White House: ‘Of Course’ Trump Condemned White Supremacists In His Charlottesville Statement

Sunday morning saw increased pressure on President Trump to address why he blamed this weekend’s Charlottesville violence upon “many sides” while declining to explicitly utter the words “Nazis” or “white supremacists.” For this omission, GOP and Democratic lawmakers roundly called him out, and even his special assistant and eldest daughter, Ivanka, departed from her father by denouncing these extremist groups by name. Finally, the White House felt it necessary to address the matter and released a statement to claim that Trump did indeed include these groups in his statement (he did not).

CNN’s Brian Stelter waded through the spell-check-crippled statement from an unidentified WH spokesperson:

“The president said very strongly in his statement yesterday that he condemns all forms of violence, bigotry, and hatred and of course that includes white supremacists, KKK, nephew-nazi [sic] and all extremist groups. He called for national unity and bringing all Americans together.”

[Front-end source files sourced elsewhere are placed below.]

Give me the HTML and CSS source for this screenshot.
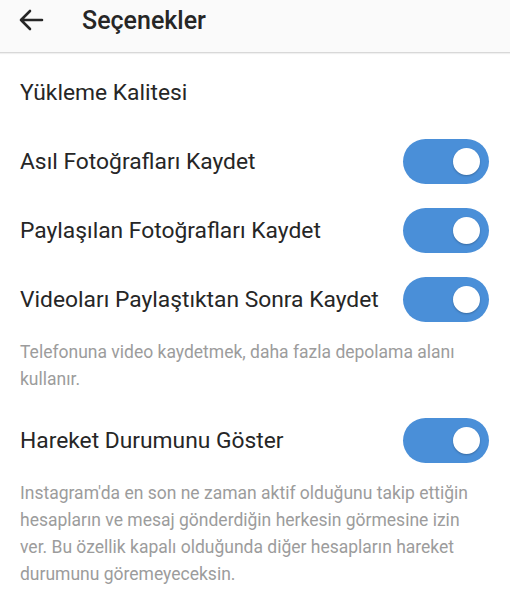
FILE: index.html
```html
<!DOCTYPE html>
<html lang="tr">
<head>
    <meta charset="UTF-8">
    <meta name="viewport" content="width=device-width, initial-scale=1.0">
    <title>Seçenekler</title>
    <link rel="stylesheet" href="styles.css">
</head>
<body>

    <div class="header">
        <svg class="back" width="26" height="22" viewBox="0 0 26 22">
            <path d="M24 11 H3 M12 2 L3 11 L12 20" fill="none" stroke="#262626" stroke-width="2.6" stroke-linecap="round" stroke-linejoin="round"/>
        </svg>
        <h1>Seçenekler</h1>
    </div>

    <div class="list">
        <div class="row">
            <span class="label">Yükleme Kalitesi</span>
        </div>
        <div class="row">
            <span class="label">Asıl Fotoğrafları Kaydet</span>
            <span class="toggle on"></span>
        </div>
        <div class="row">
            <span class="label">Paylaşılan Fotoğrafları Kaydet</span>
            <span class="toggle on"></span>
        </div>
        <div class="row">
            <span class="label">Videoları Paylaştıktan Sonra Kaydet</span>
            <span class="toggle on"></span>
        </div>
        <p class="desc">Telefonuna video kaydetmek, daha fazla depolama alanı kullanır.</p>

        <div class="row spaced">
            <span class="label">Hareket Durumunu Göster</span>
            <span class="toggle on"></span>
        </div>
        <p class="desc">Instagram'da en son ne zaman aktif olduğunu takip ettiğin hesapların ve mesaj gönderdiğin herkesin görmesine izin ver. Bu özellik kapalı olduğunda diğer hesapların hareket durumunu göremeyeceksin.</p>
    </div>

</body>
</html>
```

FILE: styles.css
```css
body {
    font-family: Roboto, "Noto Sans", sans-serif;
    background-color: #fff;
    color: #262626;
    margin: 0;
    padding: 0;
}

/* üst bar (ekran görüntüsünde üstü kesik) */
.header {
    display: flex;
    align-items: center;
    height: 40px;
    padding-bottom: 12px;
    background-color: #fafafa;
    border-bottom: 1px solid #d8d8d8;
    box-shadow: 0 1px 1px rgba(0, 0, 0, 0.06);
}

.header .back {
    margin-left: 18px;
}

.header h1 {
    margin: 0 0 0 38px;
    font-size: 25px;
    font-weight: 500;
    color: #262626;
}

.list {
    padding-top: 5px;
}

.row {
    display: flex;
    align-items: center;
    justify-content: space-between;
    height: 69px;
    padding: 0 21px 0 20px;
}

.row.spaced {
    margin-top: 13px;
}

.label {
    font-size: 22.8px;
    color: #262626;
}

/* anahtar */
.toggle {
    position: relative;
    flex-shrink: 0;
    width: 86px;
    height: 45px;
    border-radius: 23px;
    background-color: #4a8fd8;
}

.toggle::after {
    content: "";
    position: absolute;
    top: 9px;
    right: 9px;
    width: 27px;
    height: 27px;
    border-radius: 50%;
    background-color: #fff;
    box-shadow: 0 1px 2px rgba(0, 0, 0, 0.25);
}

.desc {
    margin: 5px 0 0;
    padding: 0 22px 0 20px;
    font-size: 17.5px;
    line-height: 27px;
    color: #9c9c9c;
}
```
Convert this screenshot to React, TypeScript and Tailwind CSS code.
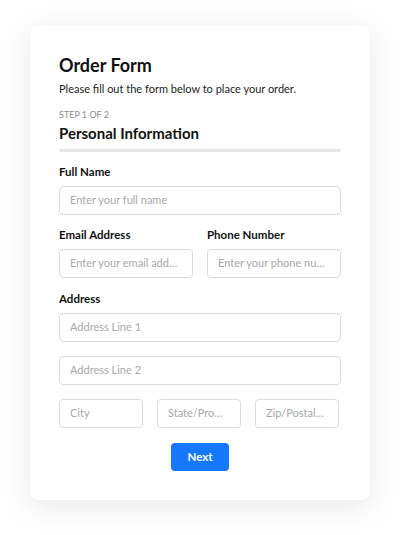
import React from "react";

function Field({ placeholder, className = "" }: { placeholder: string; className?: string }) {
  return (
    <div
      className={`h-[29px] rounded-[4px] border border-[#dcdcdc] bg-white flex items-center pl-[10px] pr-[13px] overflow-hidden ${className}`}
    >
      <span className="text-[11px] text-[#a8a8a8] whitespace-nowrap overflow-hidden text-ellipsis">
        {placeholder}
      </span>
    </div>
  );
}

export default function App() {
  return (
    <div
      className="min-h-[535px] w-full bg-white flex justify-center pt-[26px]"
      style={{ fontFamily: 'Lato, "Noto Sans", sans-serif' }}
    >
      <div className="w-[340px] h-[474px] rounded-[8px] bg-white shadow-[0_6px_30px_rgba(0,0,0,0.1)] px-[29px] pt-[27px] flex flex-col">
        <h1 className="text-[18px] leading-[24px] font-bold text-[#111]">Order Form</h1>
        <p className="mt-[3px] text-[11px] leading-[18px] text-[#222]">
          Please fill out the form below to place your order.
        </p>
        <div className="mt-[10px] text-[9px] leading-[14px] text-[#8c8c8c]">STEP 1 OF 2</div>
        <h2 className="mt-[1px] text-[15px] leading-[20px] font-bold text-[#111]">Personal Information</h2>
        <div className="mt-[6px] h-[3px] bg-[#e6e6e6] rounded-full" />

        <label className="mt-[12px] text-[11.5px] leading-[16px] font-bold text-[#111]">Full Name</label>
        <Field placeholder="Enter your full name" className="mt-[6px]" />

        <div className="mt-[12px] flex gap-[14px]">
          <div className="flex-1 flex flex-col min-w-0">
            <label className="text-[11.5px] leading-[16px] font-bold text-[#111]">Email Address</label>
            <Field placeholder="Enter your email address" className="mt-[6px]" />
          </div>
          <div className="flex-1 flex flex-col min-w-0">
            <label className="text-[11.5px] leading-[16px] font-bold text-[#111]">Phone Number</label>
            <Field placeholder="Enter your phone number" className="mt-[6px]" />
          </div>
        </div>

        <label className="mt-[13px] text-[11.5px] leading-[16px] font-bold text-[#111]">Address</label>
        <Field placeholder="Address Line 1" className="mt-[6px]" />
        <Field placeholder="Address Line 2" className="mt-[14px]" />
        <div className="mt-[14px] flex gap-[14px] pr-[2px]">
          <Field placeholder="City" className="flex-1 min-w-0" />
          <Field placeholder="State/Province" className="flex-1 min-w-0" />
          <Field placeholder="Zip/Postal Code" className="flex-1 min-w-0" />
        </div>

        <div className="mt-[15px] flex justify-center">
          <button className="w-[58px] h-[28px] rounded-[4px] bg-[#1677ff] text-white text-[11.5px] font-bold">
            Next
          </button>
        </div>
      </div>
    </div>
  );
}
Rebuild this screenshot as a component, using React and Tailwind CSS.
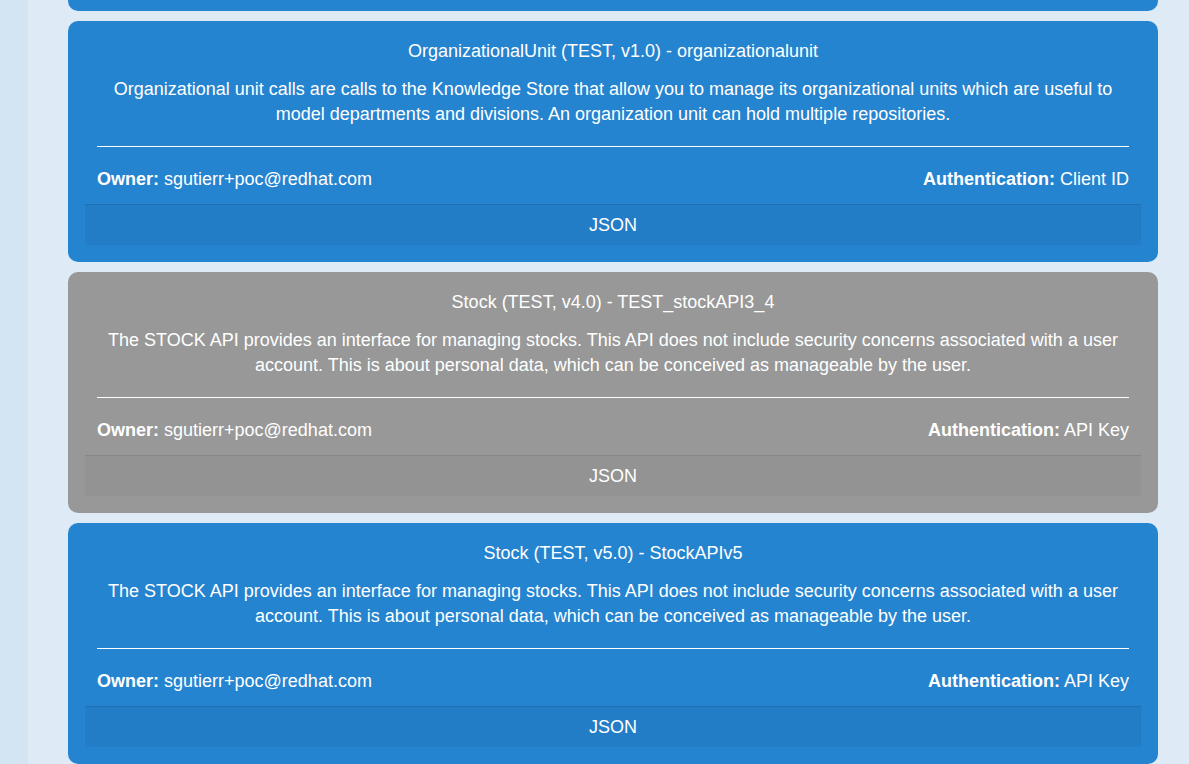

Stelter did point out the typo within the statement, for ’twas unavoidable. Yet if Trump was calling for unity, everyone missed that message. And he never mentioned white supremacists or Nazis within this statement:

“We condemn in the strongest possible terms this egregious display of hatred, bigotry and violence on many sides, on many sides. It has been going on for a long time in our country — not Donald Trump, not Barack Obama. It has been going on for a long, long time. It has no place in America.”

The White House’s Sunday statement sounds similar to Sarah Huckabee Sanders’ chronic falsehoods that often appear during press briefings, and we’ll likely hear more of the same on Monday. It’s an odd move but not unusual from an administration that has been criticized for declining to condemn dangerous fringe movements, possibly out of fear of alienating part of the Trump base.

However, there would be no time like the present — after former KKK Grand Wizard David Duke attended the Charlottesville rally while claiming it was was about “fulfilling promises of Donald Trump” — to switch modes. Yet the White House’s spell-check betrayals don’t look to be improving anytime soon.